By: Lisa Koning - Updated: 21 Nov 2012 | comments*Discuss
To Manage Or Not To Manage?

As a Manager, it may seem like a rather silly question: To Manage or Not to Manage? Surely this is the role of a Manager: To Manage! But there are times where a Manager needs to step back from a situation and not manage. The skill of the Manager is evaluating those situations that need their involvement, and those that don’t.

The Temptation to Over Manage!

As Managers we want to be in control. It’s important to understand what is going on and to be sure that everything is on track. The easiest way to do this is to either do it ourselves or to monitor closely the person doing the work to make sure it gets down correctly. Or is it? We simply cannot do everything ourselves and to try and do so defeats the purpose of being a manager. We have not time to concentrate on our managerial duties. To closely monitor the work of our staff is to micro-manage. This certainly isn’t easy, it isn’t practice, and for the staff involved it is not motivating.

And then to Under Manage!

Sometimes Managers go to the other extreme. They are busy with other items on their agenda and they simply throw work at their staff with little or no instructions. They are then rarely at their desks for their staff to ask questions of. The end result is staff struggling to understand what they need to do, and their motivate drops. The situation is further worsened when the manager is disappointed at the poor performance, and the staff member becomes even more de-motivated.

Getting the Balance Right

Managers do need to manage: they provide direction, allocate work, explain what needs to be done, and are available to give support if needed.

Give your staff the opportunity to contribute their ideas: possible approaches, different solutions, creative alternatives. Giving instructions is not about telling a person exactly what needs to be done. Allowing the person some scope to affect the outcome is motivating.
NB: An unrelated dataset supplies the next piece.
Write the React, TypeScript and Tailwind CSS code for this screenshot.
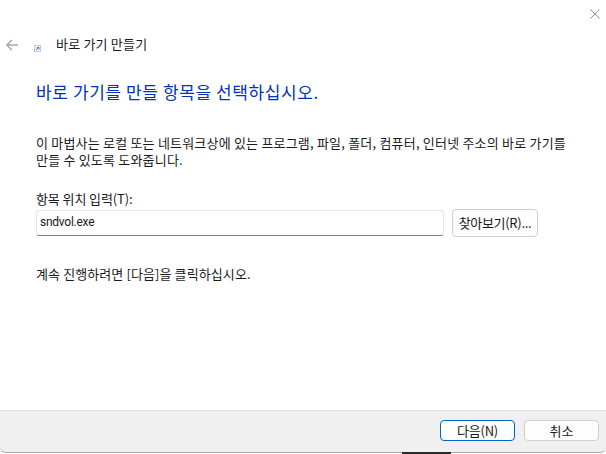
const font = "font-['Noto_Sans_CJK_KR','Liberation_Sans',sans-serif]";

export default function App() {
  return (
    <div className={`relative flex h-[454px] w-[606px] flex-col overflow-hidden bg-white text-[#1a1a1a] ${font}`}>
      {/* Title bar */}
      <div className="flex h-[31px] justify-end pt-[9px] pr-[6px]">
        <svg width="10" height="10" viewBox="0 0 10 10" className="text-[#8f8f8f]" fill="none" stroke="currentColor" strokeWidth="1">
          <path d="M0.5 0.5l9 9M9.5 0.5l-9 9" />
        </svg>
      </div>

      {/* Header */}
      <div className="flex h-[27px] items-center pl-[6px]">
        <svg width="14" height="12" viewBox="0 0 14 12" className="text-[#a8a8a8]" fill="none" stroke="currentColor" strokeWidth="1.6">
          <path d="M12 6H0.8M5.8 1 0.8 6l5 5" />
        </svg>
        <svg width="7" height="7" viewBox="0 0 7 7" className="mt-[8px] ml-[14px]">
          <rect x="0.5" y="0.5" width="6" height="6" fill="#f4f6fa" stroke="#c5c9d0" />
          <path d="M2 5 4.5 2.5M3 2.5h2v2" stroke="#3b78c8" fill="none" />
        </svg>
        <span className="mb-[2px] ml-[15px] text-[13px] leading-none tracking-[0.2px]">바로 가기 만들기</span>
      </div>

      {/* Content */}
      <div className="flex flex-1 flex-col pl-[36px]">
        <h1 className="mt-[24px] text-[17px] leading-[20px] font-normal tracking-[0.6px] text-[#0033bc]">바로 가기를 만들 항목을 선택하십시오.</h1>
        <p className="mt-[32px] w-[536px] text-[13px] leading-[17px] tracking-[0.2px]">
          이 마법사는 로컬 또는 네트워크상에 있는 프로그램, 파일, 폴더, 컴퓨터, 인터넷 주소의 바로 가기를 만들 수 있도록 도와줍니다.
        </p>
        <label className="mt-[22px] text-[13px] leading-[17px] tracking-[-0.1px]">항목 위치 입력(T):</label>
        <div className="mt-[2px] flex items-center">
          <div className="flex h-[26px] w-[408px] items-center rounded-[3px] border border-[#e5e5e5] border-b-[#808080] pb-[2px] pl-[3px] font-['Roboto',sans-serif] text-[12px] tracking-[-0.25px]">sndvol.exe</div>
          <button className="ml-[8px] h-[28px] w-[86px] rounded-[4px] border border-[#cfcfcf] bg-[#fdfdfd] text-[13px] tracking-[-0.3px]">찾아보기(R)...</button>
        </div>
        <p className="mt-[28px] text-[13px] leading-[17px] tracking-[0.1px]">계속 진행하려면 [다음]을 클릭하십시오.</p>
      </div>

      {/* Footer */}
      <div className="flex h-[43px] items-start justify-end gap-[9px] rounded-b-[6px] border-t border-b border-t-[#dfdfdf] border-b-[#a9a9a9] bg-[#f0f0f0] pt-[9px] pr-[7px]">
        <button className="h-[21px] w-[75px] rounded-[4px] border border-[#0067c0] bg-[#fdfdfd] text-[13px] leading-none tracking-[-0.2px]">다음(N)</button>
        <button className="h-[21px] w-[75px] rounded-[4px] border border-[#cfcfcf] bg-[#fdfdfd] text-[13px] leading-none">취소</button>
      </div>
      <div className="h-[1px] bg-white" />
      <div className="absolute bottom-0 left-[402px] h-[2px] w-[49px] bg-[#2b2b2b]" />
    </div>
  );
}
It challenges the person and allows them to use their initiative. The fact that you have trusted them to come up with the right idea can be a boost to their confidence. It’s a positive "pat on the back"! If time permits, and the person has the right aptitude and abilities, then this is a very effective way to manage. It does mean that they may need to come back for further support, and that they may not get it right, but this approach is about staff development, and the more opportunities you give them, the better they will become at using their initiative. And the more your staff use their initiative appropriately, the easier your job is to manage them.

Getting the balance right is about allowing your staff to use their initiative, within boundaries where it is safe to do so. Staff need challenges to grow and develop their skills. But if it is way beyond their current abilities it may have the reverse effect and only increase the person’s stress levels. An effective manager needs to understand their staff’s abilities and challenge them accordingly.

A Manager in Control

Finally, a manager can still remain in control without micro managing. Being in control is monitoring the situation to ensure it is still on track. A manager can monitor without watching over their staff’s shoulder! It’s about creating a good working relationship with staff, where you feel confident that they will report any concerns to you. Regular short updates will give you a sense that the person knows what they are doing. Setting short-term goals with timeframes will ensure that any delays are quickly apparent, and any deviations can be swiftly addressed.